Partisipasi Pemilih Turun, Penyelenggara Dinilai Perlu Evaluasi Total Pilkada 2024

TPS ilustrasi. Foto: Metrotvnews.com/Meilikhah.

Partisipasi Pemilih Turun, Penyelenggara Dinilai Perlu Evaluasi Total Pilkada 2024

Tri Subarkah • 28 November 2024 19:18

Jakarta: Manajer Riset dan Program The Indonesian Institute Center for Public Policy Research Arfianto Purbolaksono menilai Komisi Pemilihan Umum (KPU) dan Badan Pengawas Pemilu (Bawaslu) harus mengevaluasi penyelenggaraan Pilkada 2024. Salah satunya, terkait turunnya partisipasi publik. 

Ia menilai sosialisasi yang dilakukan KPU tak semasif Pemilu 2024. Persiapan pilkada juga dinilai kurang optimal.

"Saya melihat bahwa dengan jadwal kegiatan KPU hingga KPUD yang sangat padat pada kegiatan Pemilu 2024, tampaknya persiapan pilkada kurang optimal terutama terkait dengan sosialisasi pemilih," jelas Afrianto kepada Media Indonesia, Kamis, 28 November 2024.

Ia juga menilai partai politik bertanggung jawab atas turunnya partisipasi publik dalam Pilkada 2024. Parpol dinilai perlu melakukan evaluasi, khususnya terkait rekrutmen politik calon kepala daerah. Rekrutmen merupakan salah satu fungsi terpenting partai yang telah diatur dalam Pasal 11 Undang-Undang tentang Partai Politik.

"Jika fungsi rekrutmen politik hanya berdasarkan kepentingan oligarki internal partai, maka sangat sulit bagi partai menghasilkan rekrutmen politik yang sehat," ujarnya.
 

Baca juga: Kotak Suara Pilkada di Sungai Penuh Jambi Dibakar OTK

Pengalaman merekrut kandidat untuk berlaga di Pilkada 2024 harus menjadi peringatan serius dalam mendorong reformasi di internal partai. Afrianto menyebut reformasi itu berkaitan dengan demokrasi internal partai dalam proses rekrutmen politik. 

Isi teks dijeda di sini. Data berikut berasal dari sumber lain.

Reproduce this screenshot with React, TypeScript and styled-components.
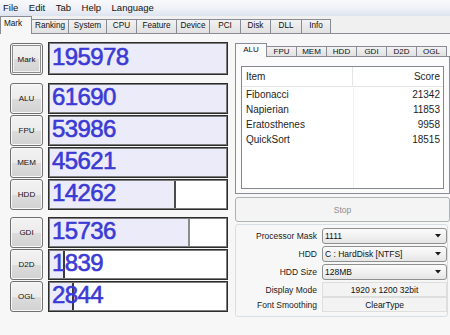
import React from 'react';
import styled, { createGlobalStyle } from 'styled-components';

const SANS = `"Liberation Sans", Arial, sans-serif`;

const GlobalStyle = createGlobalStyle`
  html, body { margin: 0; padding: 0; background: #f0f0f0; }
  body { font-family: ${SANS}; color: #000; }
  * { box-sizing: border-box; }
`;

const Window = styled.div`
  width: 450px;
  height: 335px;
  overflow: hidden;
  display: flex;
  flex-direction: column;
  background: #f0f0f0;
`;

const MenuBar = styled.div`
  height: 16px;
  flex: none;
  display: flex;
  align-items: center;
  gap: 10.5px;
  padding-left: 3px;
  background: linear-gradient(#f8f9fc 0%, #eef1f7 55%, #dde3ee 100%);
  font-size: 9.5px;
`;

const MenuItem = styled.span`
  line-height: 16px;
  color: #111;
`;

const TopTabs = styled.div`
  height: 18px;
  flex: none;
  display: flex;
  align-items: flex-end;
  border-bottom: 1px solid #898c95;
`;

const TopTab = styled.div<{ $w: number; $active?: boolean }>`
  width: ${(p) => p.$w + 1}px;
  height: ${(p) => (p.$active ? 18 : 14)}px;
  margin-right: -1px;
  margin-bottom: ${(p) => (p.$active ? -1 : 0)}px;
  position: relative;
  z-index: ${(p) => (p.$active ? 1 : 0)};
  border: 1px solid #898c95;
  border-bottom: none;
  background: ${(p) => (p.$active ? '#f7f7f7' : 'linear-gradient(#f2f2f2, #e1e1e1)')};
  font-size: 8.2px;
  line-height: ${(p) => (p.$active ? 14 : 12)}px;
  text-align: ${(p) => (p.$active ? 'left' : 'center')};
  padding-left: ${(p) => (p.$active ? 3 : 0)}px;
  white-space: nowrap;
  color: #111;
`;

const TabPage = styled.div`
  flex: 1;
  display: flex;
  background: #f7f7f7;
  padding: 8px 0 0 10px;
`;

const LeftCol = styled.div`
  width: 218px;
  flex: none;
  display: flex;
  flex-direction: column;
`;

const ScoreGroup = styled.div<{ $mt: number }>`
  display: flex;
  flex-direction: column;
  gap: 1px;
  margin-top: ${(p) => p.$mt}px;
`;

const ScoreRow = styled.div<{ $h: number }>`
  height: ${(p) => p.$h}px;
  display: flex;
  align-items: flex-end;
  gap: 5px;
`;

const SideButton = styled.div<{ $focus?: boolean; $h: number }>`
  width: 33px;
  height: ${(p) => p.$h}px;
  flex: none;
  display: flex;
  align-items: center;
  justify-content: center;
  border: 1px solid #707070;
  border-radius: 3px;
  background: linear-gradient(#f3f3f3 0%, #ebebeb 50%, #dcdcdc 51%, #d2d2d2 100%);
  box-shadow: ${(p) =>
    p.$focus ? 'inset 0 0 0 1px #fafafa, inset 0 0 0 2px #8a8a8a, inset 0 0 0 3px #f2f2f2' : 'inset 0 0 0 1px #f8f8f8'};
  font-size: 8px;
  color: #111;
`;

const ScoreBox = styled.div<{ $fill: number | null; $line: string }>`
  flex: 1;
  height: 100%;
  display: flex;
  align-items: center;
  padding-left: 3px;
  border: 1px solid #2c2c2c;
  box-shadow: inset 0 0 0 1px #7c7c7c;
  background: ${(p) =>
    p.$fill === null
      ? '#ebebfa'
      : `linear-gradient(to right, #ebebfa 0 ${p.$fill}px, ${p.$line} ${p.$fill}px ${p.$fill + 2}px, #ffffff ${p.$fill + 2}px)`};
`;

const ScoreValue = styled.span`
  font-size: 24px;
  letter-spacing: -0.6px;
  color: #3b3bd4;
  -webkit-text-stroke: 0.6px #3b3bd4;
  line-height: 24px;
  margin-top: -3px;
`;

const RightCol = styled.div`
  width: 215px;
  flex: none;
  margin-left: 7px;
  padding-top: 1px;
  display: flex;
  flex-direction: column;
`;

const InnerTabs = styled.div`
  height: 13px;
  display: flex;
  align-items: flex-end;
`;

const InnerTab = styled.div<{ $active?: boolean }>`
  width: ${(p) => (p.$active ? 32 : 31)}px;
  height: ${(p) => (p.$active ? 14 : 10)}px;
  margin-right: -1px;
  margin-bottom: ${(p) => (p.$active ? -1 : 0)}px;
  position: relative;
  z-index: ${(p) => (p.$active ? 1 : 0)};
  border: 1px solid #898c95;
  border-bottom: none;
  background: ${(p) => (p.$active ? '#fbfbfb' : 'linear-gradient(#f2f2f2, #e1e1e1)')};
  font-size: 8px;
  line-height: ${(p) => (p.$active ? 11 : 9)}px;
  text-align: center;
  color: #111;
`;

const Panel = styled.div`
  height: 138px;
  border: 1px solid #898c95;
  background: #fbfbfb;
  padding: 9px 5px 4px 5px;
  display: flex;
`;

const ListView = styled.div`
  flex: 1;
  border: 1px solid #828790;
  background: linear-gradient(to right, #ffffff 111px, #f0f0f0 111px, #f0f0f0 112px, #ffffff 112px);
  font-size: 10px;
  display: flex;
  flex-direction: column;
`;

const ListRow = styled.div<{ $header?: boolean }>`
  display: grid;
  grid-template-columns: 111px 1fr;
  height: ${(p) => (p.$header ? 20 : 15)}px;
  align-items: center;
  background: ${(p) => (p.$header ? '#ffffff' : 'transparent')};
  border-bottom: ${(p) => (p.$header ? '1px solid #e5e5e5' : 'none')};
`;

const Cell = styled.div<{ $right?: boolean; $header?: boolean }>`
  padding: ${(p) => (p.$right ? '0 3px 0 0' : '0 0 0 4px')};
  height: 100%;
  display: flex;
  align-items: center;
  justify-content: ${(p) => (p.$right ? 'flex-end' : 'flex-start')};
  border-right: ${(p) => (p.$header && !p.$right ? '1px solid #e5e5e5' : 'none')};
  color: #1e1e1e;
`;

const StopButton = styled.div`
  margin-top: 3px;
  height: 25px;
  border: 1px solid #adb2b5;
  border-radius: 3px;
  background: #f4f4f4;
  display: flex;
  align-items: center;
  justify-content: center;
  font-size: 8.5px;
  color: #8d8d8d;
`;

const Settings = styled.div`
  margin-top: 2px;
  width: 213px;
  height: 93px;
  border: 1px solid #d5dfe5;
  border-radius: 3px;
  padding-top: 3px;
  display: grid;
  grid-template-columns: 81px 125px;
  grid-template-rows: 18px 18px 18px 15px 15px;
  column-gap: 5px;
  font-size: 8.5px;
`;

const Label = styled.div<{ $h: number }>`
  height: ${(p) => p.$h}px;
  display: flex;
  align-items: center;
  justify-content: flex-end;
  color: #1a1a1a;
`;

const Combo = styled.div`
  height: 16px;
  border: 1px solid #8e8f8f;
  border-radius: 3px;
  background: linear-gradient(#fbfbfb 0%, #f1f1f1 50%, #e6e6e6 100%);
  display: flex;
  align-items: center;
  justify-content: space-between;
  padding: 0 5px 0 2px;
  color: #111;
`;

const ValueBox = styled.div`
  height: 15px;
  border: 1px solid #dedede;
  background: #f3f3f3;
  display: flex;
  align-items: center;
  justify-content: center;
  color: #111;
`;

const Arrow = () => (
  <svg width="6" height="4" viewBox="0 0 6 4">
    <polygon points="0,0 6,0 3,3.5" fill="#1a1a1a" />
  </svg>
);

const menu = ['File', 'Edit', 'Tab', 'Help', 'Language'];
const topTabs: [string, number][] = [
  ['Mark', 31],
  ['Ranking', 37],
  ['System', 38],
  ['CPU', 30],
  ['Feature', 40],
  ['Device', 33],
  ['PCI', 31],
  ['Disk', 30],
  ['DLL', 31],
  ['Info', 29],
];

type Score = { name: string; value: string; fill: number | null; line: string };
const group1: Score[] = [
  { name: 'ALU', value: '61690', fill: null, line: '' },
  { name: 'FPU', value: '53986', fill: null, line: '' },
  { name: 'MEM', value: '45621', fill: null, line: '' },
  { name: 'HDD', value: '14262', fill: 125, line: '#4a4a4a' },
];
const group2: Score[] = [
  { name: 'GDI', value: '15736', fill: 139, line: '#8c8c8c' },
  { name: 'D2D', value: '1839', fill: 14, line: '#3a3a3a' },
  { name: 'OGL', value: '2844', fill: 23, line: '#3a3a3a' },
];

const innerTabs = ['ALU', 'FPU', 'MEM', 'HDD', 'GDI', 'D2D', 'OGL'];
const items: [string, string][] = [
  ['Fibonacci', '21342'],
  ['Napierian', '11853'],
  ['Eratosthenes', '9958'],
  ['QuickSort', '18515'],
];

const renderRow = (s: Score) => (
  <ScoreRow key={s.name} $h={31}>
    <SideButton $h={31}>{s.name}</SideButton>
    <ScoreBox $fill={s.fill} $line={s.line}>
      <ScoreValue>{s.value}</ScoreValue>
    </ScoreBox>
  </ScoreRow>
);

export default function App() {
  return (
    <Window>
      <GlobalStyle />
      <MenuBar>
        {menu.map((m) => (
          <MenuItem key={m}>{m}</MenuItem>
        ))}
      </MenuBar>
      <TopTabs>
        {topTabs.map(([t, w], i) => (
          <TopTab key={t} $w={w} $active={i === 0}>
            {t}
          </TopTab>
        ))}
      </TopTabs>
      <TabPage>
        <LeftCol>
          <ScoreRow $h={33}>
            <SideButton $focus $h={32}>Mark</SideButton>
            <ScoreBox $fill={null} $line="">
              <ScoreValue>195978</ScoreValue>
            </ScoreBox>
          </ScoreRow>
          <ScoreGroup $mt={8}>{group1.map(renderRow)}</ScoreGroup>
          <ScoreGroup $mt={7}>{group2.map(renderRow)}</ScoreGroup>
        </LeftCol>
        <RightCol>
          <InnerTabs>
            {innerTabs.map((t, i) => (
              <InnerTab key={t} $active={i === 0}>
                {t}
              </InnerTab>
            ))}
          </InnerTabs>
          <Panel>
            <ListView>
              <ListRow $header>
                <Cell $header>Item</Cell>
                <Cell $header $right>
                  Score
                </Cell>
              </ListRow>
              {items.map(([n, v]) => (
                <ListRow key={n}>
                  <Cell>{n}</Cell>
                  <Cell $right>{v}</Cell>
                </ListRow>
              ))}
            </ListView>
          </Panel>
          <StopButton>Stop</StopButton>
          <Settings>
            <Label $h={16}>Processor Mask</Label>
            <Combo>
              <span>1111</span>
              <Arrow />
            </Combo>
            <Label $h={16}>HDD</Label>
            <Combo>
              <span>C : HardDisk [NTFS]</span>
              <Arrow />
            </Combo>
            <Label $h={16}>HDD Size</Label>
            <Combo>
              <span>128MB</span>
              <Arrow />
            </Combo>
            <Label $h={15}>Display Mode</Label>
            <ValueBox>1920 x 1200 32bit</ValueBox>
            <Label $h={15}>Font Smoothing</Label>
            <ValueBox>ClearType</ValueBox>
          </Settings>
        </RightCol>
      </TabPage>
    </Window>
  );
}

"Jangan sampai orang-orang yang memiliki potensi tertutup karena kepentingan segelintir elite belaka," tegasnya.

Ia juga mengingatkan penyelenggaraan tahun politik pada 2024 harus menjadi pengingat urgensi revisi paket undang-undang politik, yang di dalamnya termasuk Undang-Undang Partai Politik, Undang-Undang Pemilu, dan Undang-Undang Pilkada. Namun, semangat revisi mesti didasarkan pada kepentingan penyelenggara maupun masyarakat.

"Pemerintah dan DPR perlu juga membahas isu-isu yang bukan hanya kepentingan partai politik. Misalnya, isu pembenahan proses rekrutmen partai politik, penggunaan media sosial dalam kampanye, afirmasi pemuda, perempuan, dan penyandang disabilitas dalam pemilu, biaya kampanye, laporan pelanggaran kampanye, pengawasan partisipatif, dan lain-lain," paparnya.